The biggest problem with this explanation is it’s impossible on chronological grounds: both Aimery de Lusignan and Héraclius were definitely or probably still in France when the marriage between Agnès and Amaury was annulled in 1163.
Since she was independently wealthy and mature and could not have been compelled into a new marriage, this is about as close to a love match as it comes among the nobility in the late twelfth century—at least on her part. Balian’s motives may indeed have been more venal. The marriage was, however, explicitly sanctioned by King Baldwin IV.
First of all, younger sons marrying heiresses was actually extremely common in the Middle Ages. In the 11th and 12th centuries alone, the heiresses Adélaïde de Vermandois, Mathilde de Boulogne, Constance de Bretagne, Isabella de Clare, and Élisabeth de Courtenay all married landless younger sons. This was considered an ideal arrangement by the families of both parties, because it gave heiresses a husband to fulfill the military requirements of the title and it gave younger sons lands and titles without having to break up the family holdings.

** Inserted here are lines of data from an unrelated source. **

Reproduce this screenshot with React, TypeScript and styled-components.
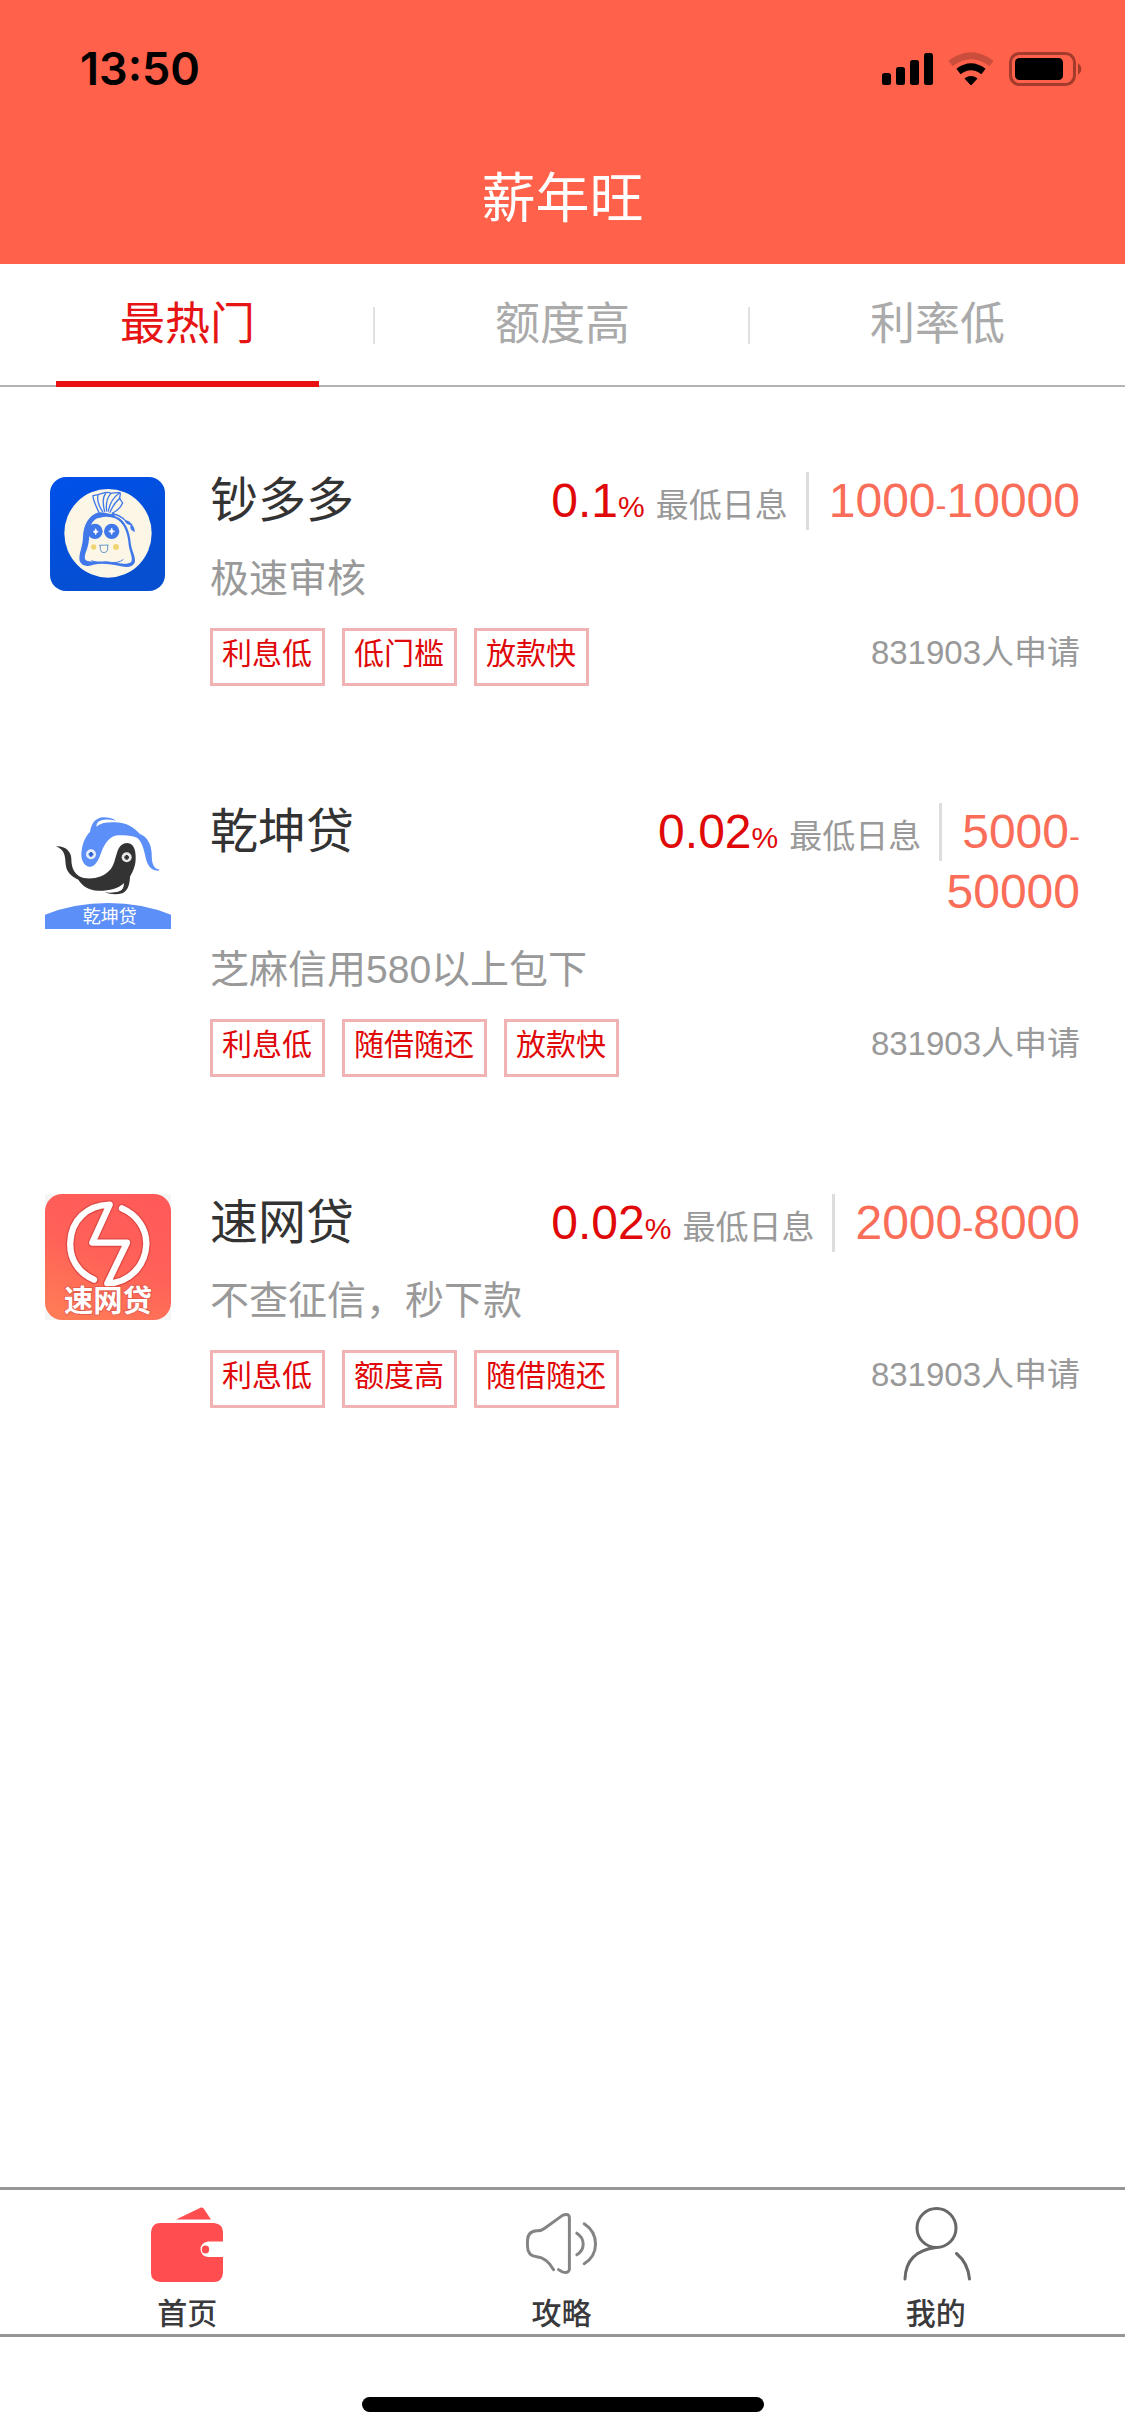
import React from "react";
import styled, { createGlobalStyle } from "styled-components";

const GlobalStyle = createGlobalStyle`
  *, *::before, *::after { box-sizing: border-box; }
  html, body { margin: 0; padding: 0; background: #fff; }
  body { font-family: "Liberation Sans", "Noto Sans CJK SC", sans-serif; color: #333; }
  h1, h2, p, ul { margin: 0; padding: 0; font-weight: 400; }
  ul { list-style: none; }
`;

const Page = styled.div`
  display: flex;
  flex-direction: column;
  min-height: 100vh;
  background: #fff;
`;

const Header = styled.header`
  background: #ff614a;
  color: #fff;
`;

const StatusBar = styled.div`
  display: flex;
  align-items: center;
  justify-content: space-between;
  height: 132px;
  padding: 6px 42px 0 80px;
  color: #000;
`;

const Clock = styled.time`
  font: 600 45px/54px Inter, "Liberation Sans", sans-serif;
`;

const StatusIcons = styled.svg`
  display: block;
  width: 202px;
  height: 36px;
`;

const Title = styled.h1`
  height: 132px;
  font-size: 54px;
  line-height: 134px;
  text-align: center;
`;

const Tabs = styled.div`
  display: flex;
  height: 123px;
  border-bottom: 2px solid #b4b4b4;
`;

const Tab = styled.button<{ $active?: boolean }>`
  position: relative;
  flex: 1;
  padding: 0;
  border: 0;
  background: none;
  font: inherit;
  font-size: 45px;
  line-height: 120px;
  color: ${(p) => (p.$active ? "#e61414" : "#aaa")};

  &::before {
    content: "";
    position: absolute;
    left: 15%;
    right: 15%;
    bottom: -2px;
    height: 6px;
    background: ${(p) => (p.$active ? "#e81212" : "transparent")};
  }

  &:not(:first-child)::after {
    content: "";
    position: absolute;
    left: -2px;
    top: 43px;
    width: 2px;
    height: 37px;
    background: #e0e0e0;
  }
`;

const LoanList = styled.ul`
  display: flex;
  flex-direction: column;
  gap: 116px;
  padding: 84px 45px 116px;
`;

const LoanItem = styled.li`
  display: flex;
  gap: 39px;
`;

const Logo = styled.svg`
  display: block;
  flex: none;
  width: 126px;
  height: 126px;
  margin-top: 1px;
`;

const LoanBody = styled.div`
  flex: 1;
  min-width: 0;
`;

const LoanHead = styled.div`
  display: flex;
  justify-content: space-between;
  line-height: 60px;
`;

const LoanName = styled.h2`
  font-size: 48px;
  line-height: 60px;
`;

const Terms = styled.p`
  max-width: 62%;
  font-size: 48px;
  text-align: right;
  color: #f96d59;
`;

const Rate = styled.span`
  display: inline-block;
  height: 58px;
  margin-right: 20px;
  padding-right: 18px;
  border-right: 3px solid #ddd;
  line-height: 58px;
  color: #e00808;
`;

const Percent = styled.span`
  font-size: 30px;
  line-height: 30px;
`;

const RateLabel = styled.span`
  margin-left: 11px;
  font-size: 33px;
  line-height: 33px;
  color: #999;
`;

const Dash = styled.span`
  font-size: 33px;
  line-height: 33px;
`;

const Slogan = styled.p`
  margin-top: 18px;
  font-size: 39px;
  line-height: 60px;
  color: #999;
`;

const LoanFoot = styled.div`
  display: flex;
  justify-content: space-between;
  margin-top: 19px;
`;

const Tags = styled.div`
  display: flex;
  gap: 17px;
`;

const Tag = styled.span`
  height: 58px;
  padding: 0 10px 0 9px;
  border: 3px solid #f0b2b2;
  font-size: 30px;
  line-height: 45px;
  color: #e00808;
`;

const Applied = styled.span`
  font-size: 33px;
  line-height: 49px;
  color: #999;
`;

const BottomNav = styled.nav`
  display: flex;
  height: 150px;
  margin-top: auto;
  padding-right: 2px;
  border-top: 3px solid #969696;
  border-bottom: 3px solid #969696;
`;

const NavLink = styled.a`
  display: flex;
  flex: 1;
  flex-direction: column;
  align-items: center;
  padding-top: 15px;
  color: #3a3a3c;
  text-decoration: none;
  font-size: 30px;
  font-weight: 500;
  line-height: 36px;
`;

const NavIcon = styled.svg`
  display: block;
  width: 72px;
  height: 78px;
  margin-bottom: 13px;
  fill: none;
  stroke-width: 3;
  stroke-linecap: round;
  stroke-linejoin: round;
`;

const HomeArea = styled.div`
  display: flex;
  justify-content: center;
  height: 99px;
  padding-top: 60px;
`;

const HomeBar = styled.div`
  width: 402px;
  height: 15px;
  border-radius: 8px;
  background: #000;
`;

const MoneyBagLogo = () => (
  <Logo viewBox="45 36 378 378" aria-hidden="true">
    <defs>
      <linearGradient id="bagBlue" x1="0" y1="0" x2="0.4" y2="1">
        <stop offset="0" stopColor="#0050ea" />
        <stop offset="1" stopColor="#064fd0" />
      </linearGradient>
    </defs>
    <rect x="60" y="51" width="345" height="342" rx="48" fill="url(#bagBlue)" />
    <ellipse cx="234" cy="220" rx="131" ry="133" fill="#fbf6e6" />
    <path
      d="M207 158C197 136 188 118 189 107Q200 106 217 100Q233 94 243 100Q255 97 270 98Q272 107 268 114L278 129Q269 149 246 160"
      fill="#fbf6e6"
      stroke="#4078ea"
      strokeWidth="4"
    />
    <path
      d="M218 155C205 137 201 117 204 107M224 154C218 131 218 111 227 100M230 153C227 132 232 113 242 101M235 153C239 132 250 112 268 99M240 157C246 143 253 127 270 115"
      fill="none"
      stroke="#4078ea"
      strokeWidth="4"
      strokeLinecap="round"
    />
    <path
      d="M206 157C175 167 160 196 159 232C158 262 145 282 149 303Q159 325 190 314C220 308 244 314 273 319Q307 326 315 306C316 285 304 272 302 247C299 211 284 180 260 169Q237 158 206 157Z"
      fill="#4078ea"
    />
    <path
      d="M210 173C187 175 179 199 178 223C177 252 172 266 166 281Q160 299 173 303C194 307 226 301 251 307Q292 316 304 305C310 292 297 275 295 246C292 213 278 184 255 175Q234 166 210 173Z"
      fill="#fbf6e6"
    />
    <path d="M184 302Q204 313 229 306Q267 312 280 298" fill="none" stroke="#4078ea" strokeWidth="3" />
    <path d="M247 158Q273 164 287 180Q311 187 315 216Q296 209 302 196Q286 193 283 181Q265 166 242 164Z" fill="#4078ea" />
    <path d="M255 167Q283 177 288 194" fill="none" stroke="#fbf6e6" strokeWidth="3" />
    <circle cx="195" cy="214" r="23" fill="#4078ea" />
    <circle cx="245" cy="214" r="23" fill="#4078ea" />
    <path
      d="M197 206Q198 214 205 215Q198 216 197 224Q196 216 189 215Q196 214 197 206ZM245 204Q246 213 254 214Q246 215 245 224Q244 215 236 214Q244 213 245 204Z"
      fill="#fff"
      stroke="#fff"
      strokeWidth="2"
    />
    <circle cx="191" cy="261" r="8" fill="#f3d473" />
    <circle cx="258" cy="261" r="9" fill="#f3d473" />
    <path d="M207 256L236 255M211 256V268Q212 278 222 278Q233 277 233 267V255" fill="none" stroke="#6a9ad0" strokeWidth="3" />
  </Logo>
);

const TwinFishLogo = () => (
  <Logo viewBox="45 39 378 378" aria-hidden="true">
    <path
      d="M180 231C158 228 150 203 156 175C160 153 169 136 180 126C184 99 197 83 221 82Q242 82 258 92Q219 83 204 96Q198 103 199 110Q214 97 246 97C286 94 311 111 330 132C351 140 364 162 365 190C365 221 370 237 389 239Q386 244 375 241C357 236 349 216 346 198C341 176 335 155 322 144Q302 134 267 136C241 136 226 157 215 184C207 207 199 228 180 231Z"
      fill="#5c90f8"
    />
    <path
      d="M78 169C104 167 124 183 124 207C124 237 135 257 161 264C190 269 220 261 236 244C254 228 255 202 264 180C269 168 278 159 292 159C312 161 318 181 317 208C316 231 308 246 300 260C299 285 293 302 277 310Q252 317 223 307C253 310 272 306 279 294L280 281C265 295 235 303 205 302C176 301 157 288 145 269C121 258 109 245 107 222C105 198 105 180 78 169Z"
      fill="#333"
    />
    <path d="M279 281Q280 300 255 306Q282 305 282 280" fill="#fff" />
    <circle cx="183" cy="193" r="15" fill="#e9effc" />
    <path d="M183 186V200M176 193H190" stroke="#2a62c8" strokeWidth="7" />
    <circle cx="290" cy="202" r="15" fill="#e8e8e8" />
    <path d="M290 195V209M283 202H297" stroke="#333" strokeWidth="7" />
    <path d="M45 374Q133 339 235 339Q335 339 423 374V417H45Z" fill="#5c90f8" />
    <text x="239" y="400" textAnchor="middle" fontSize="54" fill="#fff" fontFamily="'Noto Sans CJK SC', sans-serif">
      乾坤贷
    </text>
  </Logo>
);

const BOLT =
  "M192 299C144 278 118 235 121 187C123 122 170 76 239 74L187 188H291L232 310C298 309 346 258 349 193C350 145 320 104 276 85";

const LightningLogo = () => (
  <Logo viewBox="45 42 378 378" aria-hidden="true">
    <defs>
      <linearGradient id="boltRed" x1="0.7" y1="0" x2="0.3" y2="1">
        <stop offset="0" stopColor="#ff5a59" />
        <stop offset="0.5" stopColor="#ff6158" />
        <stop offset="1" stopColor="#ff7a56" />
      </linearGradient>
    </defs>
    <rect x="45" y="42" width="378" height="378" fill="#f5f5f5" />
    <rect x="45" y="42" width="378" height="378" rx="52" fill="url(#boltRed)" />
    <g fill="none" strokeLinecap="round" strokeLinejoin="round">
      <path d={BOLT} stroke="#e04a46" strokeWidth="27" />
      <path d={BOLT} stroke="#fff" strokeWidth="19" />
    </g>
    <text
      x="234"
      y="394"
      textAnchor="middle"
      fontSize="88"
      fontWeight="700"
      fill="#fff"
      stroke="#e2584a"
      strokeWidth="5"
      paintOrder="stroke"
      fontFamily="'Noto Sans CJK SC', sans-serif"
    >
      速网贷
    </text>
  </Logo>
);

const WalletIcon = () => (
  <NavIcon viewBox="0 0 72 78" aria-hidden="true">
    <path d="M25 14.500L50 2.500Q52 2 53 4L60 14.500Z" fill="#ff4d50" />
    <path
      d="M9 18H63Q72 19 72 27V36.500H57Q49.500 38 49.500 44.500Q50 51 57 52H72V68Q71 77 63 77H9Q0 76 0 68V27Q1 18 9 18Z"
      fill="#ff4d50"
    />
    <ellipse cx="54.500" cy="44.500" rx="3.700" ry="4" fill="#ff4d50" />
  </NavIcon>
);

const SpeakerIcon = () => (
  <NavIcon viewBox="15 15 73 78" stroke="#848484" aria-hidden="true">
    <path d="M44 80Q37 68 27 67Q17.500 66 17.500 56V51Q17.500 41 27 40.500Q31 41 35 38L53 25Q60 22 60 28V80Q58 86 49 80" />
    <path d="M67.500 43Q74 47 74 54Q74 61 67.500 65M75 33.500Q86.500 41 86.500 54Q86.500 67 75 74" />
  </NavIcon>
);

const PersonIcon = () => (
  <NavIcon viewBox="-1 0 72 78" stroke="#686868" aria-hidden="true">
    <ellipse cx="35.500" cy="23" rx="19.500" ry="19.500" />
    <path d="M35 42.500Q5 46 4 74M55.500 48.500Q67 58 68.500 74" />
  </NavIcon>
);

const loans = [
  {
    name: "钞多多",
    logo: MoneyBagLogo,
    rate: "0.1",
    min: "1000",
    max: "10000",
    slogan: "极速审核",
    tags: ["利息低", "低门槛", "放款快"],
  },
  {
    name: "乾坤贷",
    logo: TwinFishLogo,
    rate: "0.02",
    min: "5000",
    max: "50000",
    slogan: "芝麻信用580以上包下",
    tags: ["利息低", "随借随还", "放款快"],
  },
  {
    name: "速网贷",
    logo: LightningLogo,
    rate: "0.02",
    min: "2000",
    max: "8000",
    slogan: "不查征信，秒下款",
    tags: ["利息低", "额度高", "随借随还"],
  },
];

const tabs = ["最热门", "额度高", "利率低"];

const navItems = [
  { label: "首页", icon: WalletIcon },
  { label: "攻略", icon: SpeakerIcon },
  { label: "我的", icon: PersonIcon },
];

export default function App() {
  const [active, setActive] = React.useState(0);
  return (
    <Page>
      <GlobalStyle />
      <Header>
        <StatusBar>
          <Clock>13:50</Clock>
          <StatusIcons viewBox="0 0 202 36" aria-hidden="true">
            <rect x="1" y="22" width="9" height="12" rx="2.500" />
            <rect x="15" y="16" width="9" height="18" rx="2.500" />
            <rect x="29" y="9" width="9" height="25" rx="2.500" />
            <rect x="43" y="2" width="9" height="32" rx="2.500" />
            <path d="M69.500 12.500Q90 -3 110.500 12.500" fill="none" stroke="#cb4e3c" strokeWidth="7" />
            <path d="M77.500 20.500Q90 11 102.500 20.500" fill="none" stroke="#000" strokeWidth="7" />
            <path d="M84 27.500Q90 23.500 96 27.500L90 34Z" stroke="#000" strokeLinejoin="round" />
            <rect x="129.500" y="2.500" width="64" height="31" rx="9" fill="none" stroke="#a53b2c" strokeWidth="3" />
            <rect x="134" y="7" width="48" height="22" rx="4.500" />
            <path d="M197 12Q204 18 197 24Z" fill="#a53b2c" />
          </StatusIcons>
        </StatusBar>
        <Title>薪年旺</Title>
      </Header>

      <Tabs role="tablist">
        {tabs.map((t, i) => (
          <Tab key={t} type="button" role="tab" aria-selected={i === active} $active={i === active} onClick={() => setActive(i)}>
            {t}
          </Tab>
        ))}
      </Tabs>

      <LoanList>
        {loans.map((l) => (
          <LoanItem key={l.name}>
            <l.logo />
            <LoanBody>
              <LoanHead>
                <LoanName>{l.name}</LoanName>
                <Terms>
                  <Rate>
                    {l.rate}
                    <Percent>%</Percent>
                    <RateLabel>最低日息</RateLabel>
                  </Rate>
                  {l.min}
                  <Dash>-</Dash>
                  <wbr />
                  {l.max}
                </Terms>
              </LoanHead>
              <Slogan>{l.slogan}</Slogan>
              <LoanFoot>
                <Tags>
                  {l.tags.map((t) => (
                    <Tag key={t}>{t}</Tag>
                  ))}
                </Tags>
                <Applied>831903人申请</Applied>
              </LoanFoot>
            </LoanBody>
          </LoanItem>
        ))}
      </LoanList>

      <BottomNav>
        {navItems.map((n) => (
          <NavLink key={n.label} href="#">
            <n.icon />
            {n.label}
          </NavLink>
        ))}
      </BottomNav>
      <HomeArea>
        <HomeBar />
      </HomeArea>
    </Page>
  );
}
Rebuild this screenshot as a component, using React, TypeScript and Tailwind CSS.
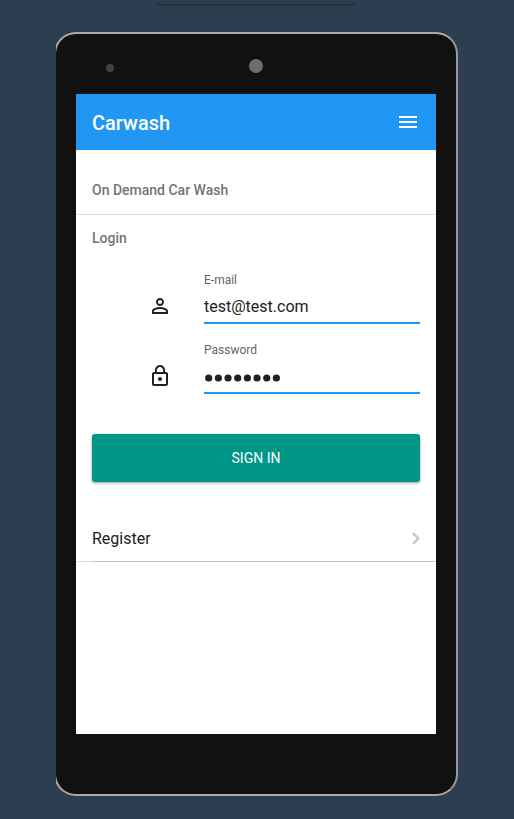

Second, Maria Komnene likely had good reason to remarry rather than just solely because she fell in love. If she wished to protect the interests of her daughter in the kingdom of Jerusalem, she desperately needed a second husband to do so, especially because she had no blood ties to any of the nobility of Outremer. Furthermore, widowed wealthy women were a prime target for abduction by ambitious men who would try to claim their wealth and titles by marrying them by force. Marriage by abduction was not permitted under canon law, but it nevertheless happened and getting out of such marriages often took a lot of time.
Abaya: a black garment, worn by Islamic women, that completely covers the head and body in a single, flowing, unfitted fashion so that no contours or limbs can be seen. It leaves only the face, but not the neck, visible and is often supplemented with a mask or “veil” that covers the lower half of the face, leaving only a slit for the eyes between the top of the abaya (which covers the forehead) and the mask or veil across the lower half of the face.